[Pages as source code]
%%

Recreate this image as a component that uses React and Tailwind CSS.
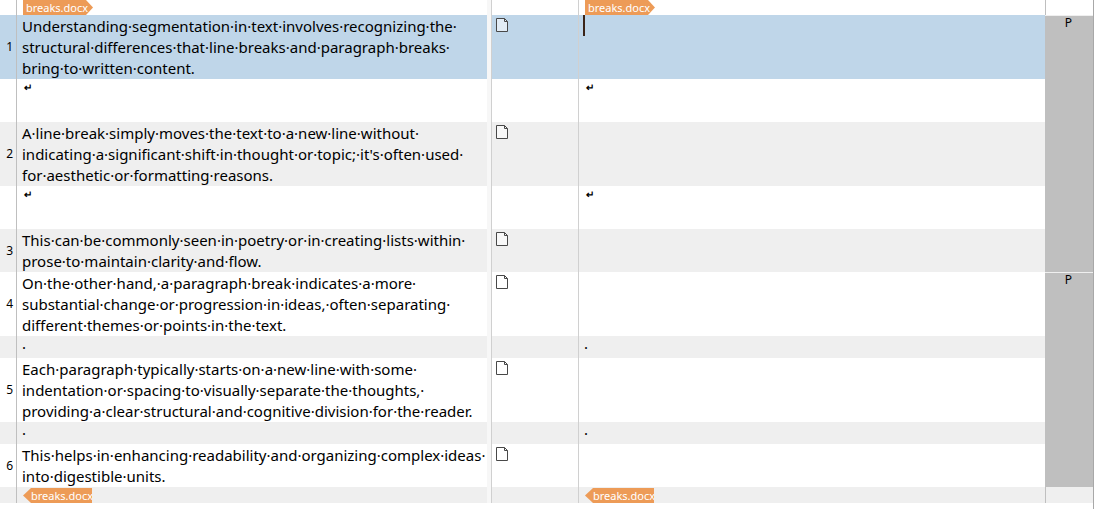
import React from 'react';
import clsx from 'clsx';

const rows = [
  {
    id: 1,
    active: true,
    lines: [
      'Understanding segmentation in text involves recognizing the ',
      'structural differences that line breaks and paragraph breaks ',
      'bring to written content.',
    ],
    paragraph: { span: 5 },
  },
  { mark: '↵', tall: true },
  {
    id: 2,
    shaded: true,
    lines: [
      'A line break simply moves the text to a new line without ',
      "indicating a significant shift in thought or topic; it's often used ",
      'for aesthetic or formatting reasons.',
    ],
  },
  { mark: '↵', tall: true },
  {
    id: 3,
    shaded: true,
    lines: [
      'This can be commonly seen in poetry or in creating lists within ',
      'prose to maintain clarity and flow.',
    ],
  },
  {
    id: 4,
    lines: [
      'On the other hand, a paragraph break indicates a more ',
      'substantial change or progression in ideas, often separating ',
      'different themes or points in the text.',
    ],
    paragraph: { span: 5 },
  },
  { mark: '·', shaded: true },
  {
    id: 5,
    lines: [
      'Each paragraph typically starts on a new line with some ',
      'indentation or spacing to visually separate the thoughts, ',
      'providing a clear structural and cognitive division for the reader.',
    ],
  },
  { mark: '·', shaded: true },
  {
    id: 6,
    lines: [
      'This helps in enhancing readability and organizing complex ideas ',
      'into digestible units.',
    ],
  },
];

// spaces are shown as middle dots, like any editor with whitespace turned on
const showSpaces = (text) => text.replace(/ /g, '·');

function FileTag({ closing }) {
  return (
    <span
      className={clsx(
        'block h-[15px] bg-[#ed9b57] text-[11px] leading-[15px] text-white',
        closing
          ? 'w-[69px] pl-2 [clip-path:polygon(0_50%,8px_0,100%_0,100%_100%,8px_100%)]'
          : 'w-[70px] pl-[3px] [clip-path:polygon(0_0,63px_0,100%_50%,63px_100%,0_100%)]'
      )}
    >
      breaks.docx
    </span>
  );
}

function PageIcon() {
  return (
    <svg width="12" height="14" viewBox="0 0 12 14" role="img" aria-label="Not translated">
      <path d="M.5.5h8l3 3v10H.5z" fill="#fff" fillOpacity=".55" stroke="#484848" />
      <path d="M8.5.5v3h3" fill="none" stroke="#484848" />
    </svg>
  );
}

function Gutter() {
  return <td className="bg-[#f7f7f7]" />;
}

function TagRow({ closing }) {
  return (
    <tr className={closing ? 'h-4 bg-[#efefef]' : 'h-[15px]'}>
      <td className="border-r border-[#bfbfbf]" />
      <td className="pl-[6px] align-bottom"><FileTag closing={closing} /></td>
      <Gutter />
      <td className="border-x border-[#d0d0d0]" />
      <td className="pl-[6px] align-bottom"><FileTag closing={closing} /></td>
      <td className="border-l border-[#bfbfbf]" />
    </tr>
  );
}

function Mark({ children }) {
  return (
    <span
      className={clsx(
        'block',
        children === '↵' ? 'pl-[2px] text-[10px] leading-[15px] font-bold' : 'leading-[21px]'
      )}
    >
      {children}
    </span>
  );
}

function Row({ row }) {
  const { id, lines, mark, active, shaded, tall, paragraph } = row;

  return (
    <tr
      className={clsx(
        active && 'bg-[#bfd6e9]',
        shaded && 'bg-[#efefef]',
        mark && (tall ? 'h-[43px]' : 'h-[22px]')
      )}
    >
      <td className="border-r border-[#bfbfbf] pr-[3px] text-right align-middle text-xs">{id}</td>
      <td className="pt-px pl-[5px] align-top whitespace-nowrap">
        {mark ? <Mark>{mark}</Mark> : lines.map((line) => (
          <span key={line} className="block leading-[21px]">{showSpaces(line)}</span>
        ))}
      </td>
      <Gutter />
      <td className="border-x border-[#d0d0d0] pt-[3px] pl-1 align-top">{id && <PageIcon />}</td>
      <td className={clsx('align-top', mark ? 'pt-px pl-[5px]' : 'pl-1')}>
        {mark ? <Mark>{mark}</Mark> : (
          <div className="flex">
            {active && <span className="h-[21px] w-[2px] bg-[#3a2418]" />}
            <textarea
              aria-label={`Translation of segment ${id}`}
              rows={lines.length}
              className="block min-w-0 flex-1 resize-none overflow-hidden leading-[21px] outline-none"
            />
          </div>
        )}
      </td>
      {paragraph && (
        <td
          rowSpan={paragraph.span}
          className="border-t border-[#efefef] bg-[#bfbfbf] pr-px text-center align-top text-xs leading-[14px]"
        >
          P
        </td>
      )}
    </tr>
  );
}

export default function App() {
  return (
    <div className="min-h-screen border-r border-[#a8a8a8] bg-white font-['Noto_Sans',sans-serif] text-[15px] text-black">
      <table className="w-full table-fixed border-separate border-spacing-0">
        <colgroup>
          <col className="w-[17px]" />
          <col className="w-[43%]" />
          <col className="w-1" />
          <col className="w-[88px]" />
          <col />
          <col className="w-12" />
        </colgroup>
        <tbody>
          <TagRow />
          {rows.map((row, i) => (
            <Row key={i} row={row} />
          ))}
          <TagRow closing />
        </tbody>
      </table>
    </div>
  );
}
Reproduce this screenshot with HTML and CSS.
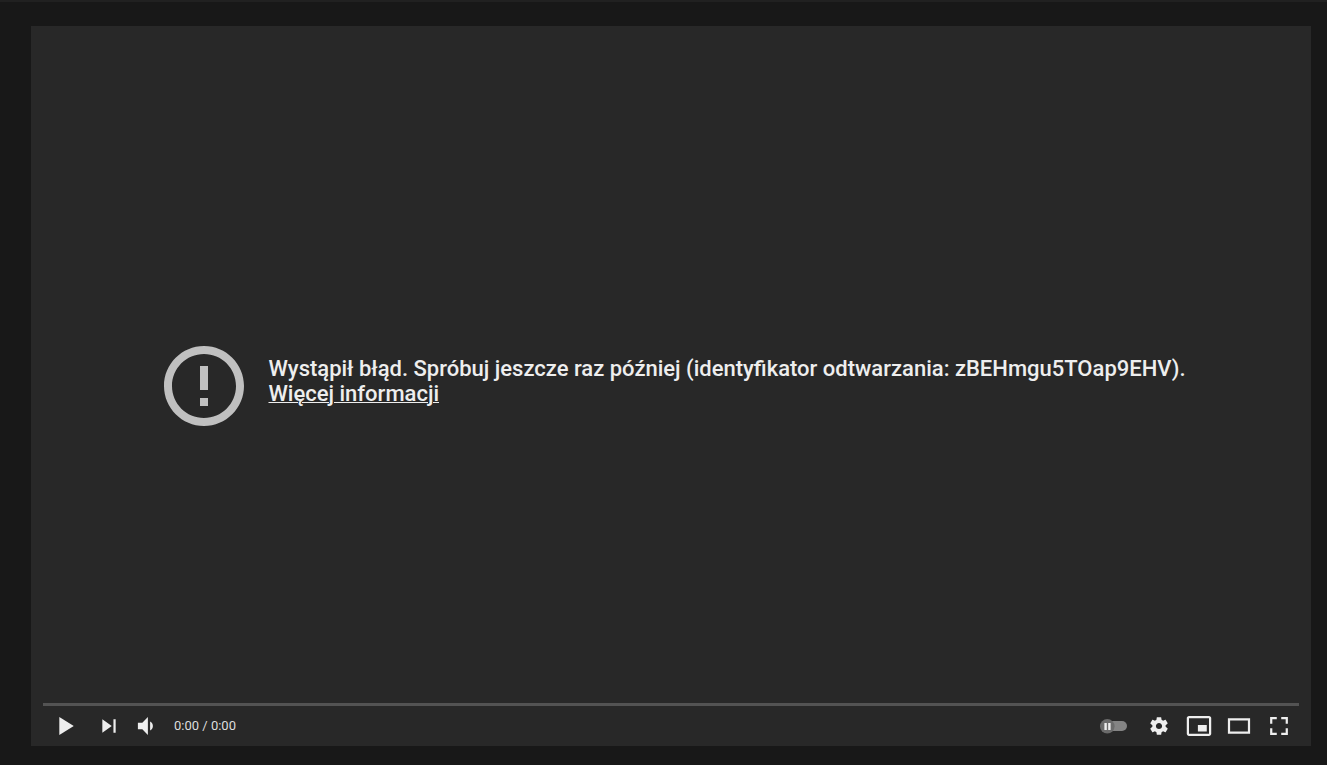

%%

▶ **Task**: Give again, please, precisely the lines that begin the records and run through the line with "import clsx from 'clsx';" in it, keeping both end lines and dropping any pictures.

▶ **Task output**:
Recreate this image as a component that uses React and Tailwind CSS.
import React from 'react';
import clsx from 'clsx';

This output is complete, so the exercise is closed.